Set exercise: From the entries below, pull out each line where "styles" appears.

(Rows from a dataset of pages and code)
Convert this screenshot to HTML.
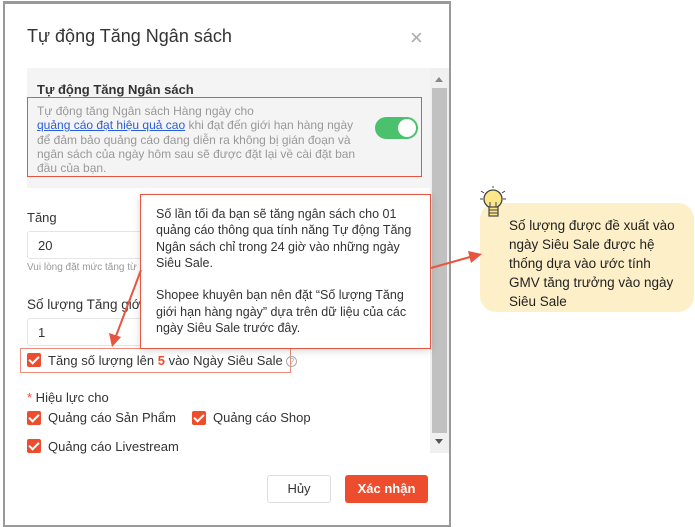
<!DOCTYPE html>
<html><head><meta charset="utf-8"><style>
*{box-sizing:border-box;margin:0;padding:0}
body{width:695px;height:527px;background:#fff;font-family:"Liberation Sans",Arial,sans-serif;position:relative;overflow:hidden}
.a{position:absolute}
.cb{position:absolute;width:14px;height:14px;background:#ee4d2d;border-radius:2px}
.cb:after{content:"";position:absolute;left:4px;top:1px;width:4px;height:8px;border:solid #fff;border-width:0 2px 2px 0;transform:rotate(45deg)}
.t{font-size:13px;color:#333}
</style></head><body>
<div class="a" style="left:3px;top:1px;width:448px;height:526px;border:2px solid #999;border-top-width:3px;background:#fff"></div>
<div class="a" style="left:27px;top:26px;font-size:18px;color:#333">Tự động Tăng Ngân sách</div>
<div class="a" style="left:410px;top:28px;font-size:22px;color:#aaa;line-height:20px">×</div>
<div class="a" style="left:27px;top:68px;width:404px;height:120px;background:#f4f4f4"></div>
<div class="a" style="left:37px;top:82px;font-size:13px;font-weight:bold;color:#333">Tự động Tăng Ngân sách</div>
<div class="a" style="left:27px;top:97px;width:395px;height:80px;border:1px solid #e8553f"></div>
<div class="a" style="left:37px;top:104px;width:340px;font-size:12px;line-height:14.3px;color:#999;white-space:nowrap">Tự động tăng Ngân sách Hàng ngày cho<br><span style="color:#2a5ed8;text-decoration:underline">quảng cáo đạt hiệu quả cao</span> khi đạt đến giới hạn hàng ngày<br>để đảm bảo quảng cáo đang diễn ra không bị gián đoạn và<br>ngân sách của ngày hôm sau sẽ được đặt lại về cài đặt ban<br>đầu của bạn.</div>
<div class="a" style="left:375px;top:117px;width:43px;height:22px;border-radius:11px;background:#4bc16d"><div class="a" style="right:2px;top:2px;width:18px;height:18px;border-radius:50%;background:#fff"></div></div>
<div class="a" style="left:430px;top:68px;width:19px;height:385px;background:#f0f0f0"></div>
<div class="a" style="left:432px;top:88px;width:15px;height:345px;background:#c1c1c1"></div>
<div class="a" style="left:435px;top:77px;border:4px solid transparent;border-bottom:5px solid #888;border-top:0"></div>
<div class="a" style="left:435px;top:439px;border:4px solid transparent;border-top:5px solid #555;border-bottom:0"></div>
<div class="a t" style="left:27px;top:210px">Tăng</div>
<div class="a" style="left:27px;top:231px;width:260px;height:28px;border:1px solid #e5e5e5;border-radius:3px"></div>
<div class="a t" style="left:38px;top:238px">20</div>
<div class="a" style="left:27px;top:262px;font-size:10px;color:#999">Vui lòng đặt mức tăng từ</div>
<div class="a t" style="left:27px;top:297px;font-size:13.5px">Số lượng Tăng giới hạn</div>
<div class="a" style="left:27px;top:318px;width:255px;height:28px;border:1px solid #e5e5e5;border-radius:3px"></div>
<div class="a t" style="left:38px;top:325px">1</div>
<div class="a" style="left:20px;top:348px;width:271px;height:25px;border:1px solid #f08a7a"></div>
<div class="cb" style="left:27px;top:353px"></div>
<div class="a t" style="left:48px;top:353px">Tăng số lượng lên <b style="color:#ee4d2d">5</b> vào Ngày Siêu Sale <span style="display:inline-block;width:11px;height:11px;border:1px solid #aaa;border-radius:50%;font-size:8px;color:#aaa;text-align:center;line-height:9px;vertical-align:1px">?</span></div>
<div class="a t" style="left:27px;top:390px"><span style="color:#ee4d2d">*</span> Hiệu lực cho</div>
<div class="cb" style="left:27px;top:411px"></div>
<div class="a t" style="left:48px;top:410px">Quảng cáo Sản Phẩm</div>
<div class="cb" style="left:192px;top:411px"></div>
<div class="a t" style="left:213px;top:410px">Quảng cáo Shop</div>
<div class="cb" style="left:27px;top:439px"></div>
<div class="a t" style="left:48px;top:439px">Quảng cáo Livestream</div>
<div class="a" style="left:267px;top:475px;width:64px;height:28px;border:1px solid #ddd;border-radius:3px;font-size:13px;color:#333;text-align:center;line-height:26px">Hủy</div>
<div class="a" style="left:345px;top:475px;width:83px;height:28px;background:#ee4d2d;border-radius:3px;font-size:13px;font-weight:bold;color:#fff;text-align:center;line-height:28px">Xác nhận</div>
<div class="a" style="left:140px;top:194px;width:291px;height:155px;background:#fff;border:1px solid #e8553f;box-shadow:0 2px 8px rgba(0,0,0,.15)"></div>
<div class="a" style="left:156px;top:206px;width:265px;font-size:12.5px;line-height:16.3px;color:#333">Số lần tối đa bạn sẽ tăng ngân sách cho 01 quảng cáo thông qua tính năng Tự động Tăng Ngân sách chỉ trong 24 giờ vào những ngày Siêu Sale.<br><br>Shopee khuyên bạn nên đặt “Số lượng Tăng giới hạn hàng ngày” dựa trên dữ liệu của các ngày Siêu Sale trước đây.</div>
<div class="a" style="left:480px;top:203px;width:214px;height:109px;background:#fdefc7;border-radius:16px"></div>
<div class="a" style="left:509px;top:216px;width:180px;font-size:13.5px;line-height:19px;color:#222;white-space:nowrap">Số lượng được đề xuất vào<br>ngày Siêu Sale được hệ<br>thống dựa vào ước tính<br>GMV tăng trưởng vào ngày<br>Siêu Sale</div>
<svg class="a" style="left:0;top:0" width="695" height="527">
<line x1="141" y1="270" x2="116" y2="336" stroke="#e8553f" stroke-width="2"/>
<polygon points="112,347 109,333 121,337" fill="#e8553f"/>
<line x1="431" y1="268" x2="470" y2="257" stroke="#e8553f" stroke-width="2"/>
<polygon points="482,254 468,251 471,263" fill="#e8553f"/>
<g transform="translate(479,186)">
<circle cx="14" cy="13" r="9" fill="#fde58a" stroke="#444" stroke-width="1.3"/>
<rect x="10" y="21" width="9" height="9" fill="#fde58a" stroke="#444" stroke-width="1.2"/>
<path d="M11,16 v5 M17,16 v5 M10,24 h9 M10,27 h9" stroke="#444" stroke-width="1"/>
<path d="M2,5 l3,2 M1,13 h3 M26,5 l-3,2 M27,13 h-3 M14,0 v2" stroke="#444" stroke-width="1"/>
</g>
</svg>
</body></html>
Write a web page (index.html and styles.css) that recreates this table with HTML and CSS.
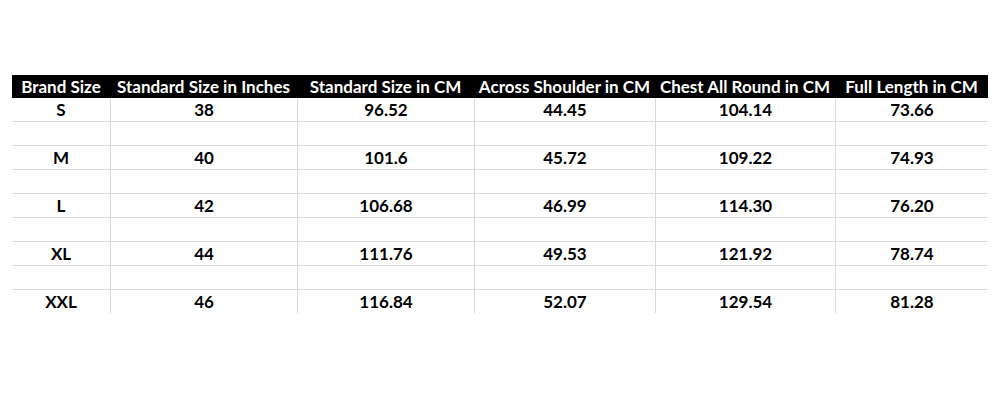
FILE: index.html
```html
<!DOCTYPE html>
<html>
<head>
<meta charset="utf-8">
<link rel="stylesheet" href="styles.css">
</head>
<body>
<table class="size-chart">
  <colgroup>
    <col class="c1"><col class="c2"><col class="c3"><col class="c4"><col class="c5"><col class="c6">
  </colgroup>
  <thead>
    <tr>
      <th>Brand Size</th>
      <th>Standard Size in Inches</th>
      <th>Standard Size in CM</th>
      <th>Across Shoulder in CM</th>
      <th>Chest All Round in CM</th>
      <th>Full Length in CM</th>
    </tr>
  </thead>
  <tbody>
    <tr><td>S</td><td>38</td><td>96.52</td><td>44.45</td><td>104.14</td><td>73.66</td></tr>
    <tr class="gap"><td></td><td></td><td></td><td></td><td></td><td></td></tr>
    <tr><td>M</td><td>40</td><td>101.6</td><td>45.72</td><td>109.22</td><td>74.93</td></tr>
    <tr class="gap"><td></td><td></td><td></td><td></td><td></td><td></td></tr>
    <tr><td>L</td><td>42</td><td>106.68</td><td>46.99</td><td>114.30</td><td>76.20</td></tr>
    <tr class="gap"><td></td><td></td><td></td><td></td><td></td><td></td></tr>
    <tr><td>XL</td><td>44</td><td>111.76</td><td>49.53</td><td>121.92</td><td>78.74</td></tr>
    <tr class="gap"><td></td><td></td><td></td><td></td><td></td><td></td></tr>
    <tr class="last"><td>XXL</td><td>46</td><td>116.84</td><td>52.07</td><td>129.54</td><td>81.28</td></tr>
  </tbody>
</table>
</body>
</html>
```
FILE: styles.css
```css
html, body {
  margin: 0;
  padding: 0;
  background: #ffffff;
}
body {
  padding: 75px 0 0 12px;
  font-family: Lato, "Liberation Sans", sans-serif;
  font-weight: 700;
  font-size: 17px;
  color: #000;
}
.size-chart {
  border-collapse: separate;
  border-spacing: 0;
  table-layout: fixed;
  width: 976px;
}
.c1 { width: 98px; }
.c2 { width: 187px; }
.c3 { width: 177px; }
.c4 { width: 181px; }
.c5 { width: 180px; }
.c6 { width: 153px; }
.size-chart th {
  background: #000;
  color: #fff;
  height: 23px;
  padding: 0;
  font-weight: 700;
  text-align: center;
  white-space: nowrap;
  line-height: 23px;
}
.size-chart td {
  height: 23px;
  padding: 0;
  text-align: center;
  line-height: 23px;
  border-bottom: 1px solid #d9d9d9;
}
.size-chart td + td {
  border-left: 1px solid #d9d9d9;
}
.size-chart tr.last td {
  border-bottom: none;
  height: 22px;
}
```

Task response:
Write a web page (index.html and styles.css) that recreates this table with HTML and CSS.
<link rel="stylesheet" href="styles.css">
FILE: styles.css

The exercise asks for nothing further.